[ovs-dev] [ovs-dev,V2] netdev-dpdk: fix memory leak
Kavanagh, Mark B
mark.b.kavanagh at intel.com
Mon Aug 8 07:52:50 UTC 2016
>
>Thanks for the report, I didn't realize that the callback could come in the same thread.
>
Likewise - thanks for the catch, Ilya.
>I sent a patch that I believe should fix the deadlock here:
Thanks for resolving the issue, Daniele.
>
>http://openvswitch.org/pipermail/dev/2016-August/077315.html
>
>2016-08-05 7:48 GMT-07:00 Ilya Maximets <i.maximets at samsung.com>:
>On 04.08.2016 12:49, Mark Kavanagh wrote:
>> DPDK v16.07 introduces the ability to free memzones.

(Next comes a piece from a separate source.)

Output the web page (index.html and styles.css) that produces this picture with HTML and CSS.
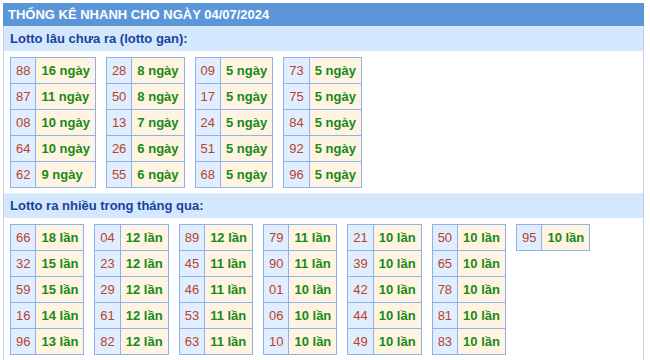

>> Up until this point, DPDK memory pools created in OVS could
>> not be destroyed, thus incurring a memory leak.
>>
>> Leverage the DPDK v16.07 rte_mempool API to free DPDK
>> mempools when their associated reference count reaches 0 (this
>> indicates that the memory pool is no longer in use).
>>
>> Signed-off-by: Mark Kavanagh <mark.b.kavanagh at intel.com>
>> ---
>>
>> v2->v1: rebase to head of master, and remove 'RFC' tag
>>
>> lib/netdev-dpdk.c | 29 +++++++++++++++--------------
>> 1 file changed, 15 insertions(+), 14 deletions(-)
>>
>> diff --git a/lib/netdev-dpdk.c b/lib/netdev-dpdk.c
>> index aaac0d1..ffcd35c 100644
>> --- a/lib/netdev-dpdk.c
>> +++ b/lib/netdev-dpdk.c
>> @@ -506,7 +506,7 @@ dpdk_mp_get(int socket_id, int mtu) OVS_REQUIRES(dpdk_mutex)
>> }
>>
>> static void
>> -dpdk_mp_put(struct dpdk_mp *dmp)
>> +dpdk_mp_put(struct dpdk_mp *dmp) OVS_REQUIRES(dpdk_mutex)
>> {
>>
>> if (!dmp) {
>> @@ -514,15 +514,12 @@ dpdk_mp_put(struct dpdk_mp *dmp)
>> }
>>
>> dmp->refcount--;
>> - ovs_assert(dmp->refcount >= 0);
>>
>> -#if 0
>> - /* I could not find any API to destroy mp. */
>> - if (dmp->refcount == 0) {
>> - list_delete(dmp->list_node);
>> - /* destroy mp-pool. */
>> - }
>> -#endif
>> + if (OVS_UNLIKELY(!dmp->refcount)) {
>> + ovs_list_remove(&dmp->list_node);
>> + rte_mempool_free(dmp->mp);
>> + }
>> +
>> }
>>
>> static void
>> @@ -928,16 +925,18 @@ netdev_dpdk_destruct(struct netdev *netdev)
>> {
>> struct netdev_dpdk *dev = netdev_dpdk_cast(netdev);
>>
>> + ovs_mutex_lock(&dpdk_mutex);
>> ovs_mutex_lock(&dev->mutex);
>> +
>> rte_eth_dev_stop(dev->port_id);
>> free(ovsrcu_get_protected(struct ingress_policer *,
>> &dev->ingress_policer));
>> - ovs_mutex_unlock(&dev->mutex);
>>
>> - ovs_mutex_lock(&dpdk_mutex);
>> rte_free(dev->tx_q);
>> ovs_list_remove(&dev->list_node);
>> dpdk_mp_put(dev->dpdk_mp);
>> +
>> + ovs_mutex_unlock(&dev->mutex);
>> ovs_mutex_unlock(&dpdk_mutex);
>> }
>>
>> @@ -946,6 +945,9 @@ netdev_dpdk_vhost_destruct(struct netdev *netdev)
>> {
>> struct netdev_dpdk *dev = netdev_dpdk_cast(netdev);
>>
>> + ovs_mutex_lock(&dpdk_mutex);
>> + ovs_mutex_lock(&dev->mutex);
>> +
>> /* Guest becomes an orphan if still attached. */
>> if (netdev_dpdk_get_vid(dev) >= 0) {
>> VLOG_ERR("Removing port '%s' while vhost device still attached.",
>> @@ -961,15 +963,14 @@ netdev_dpdk_vhost_destruct(struct netdev *netdev)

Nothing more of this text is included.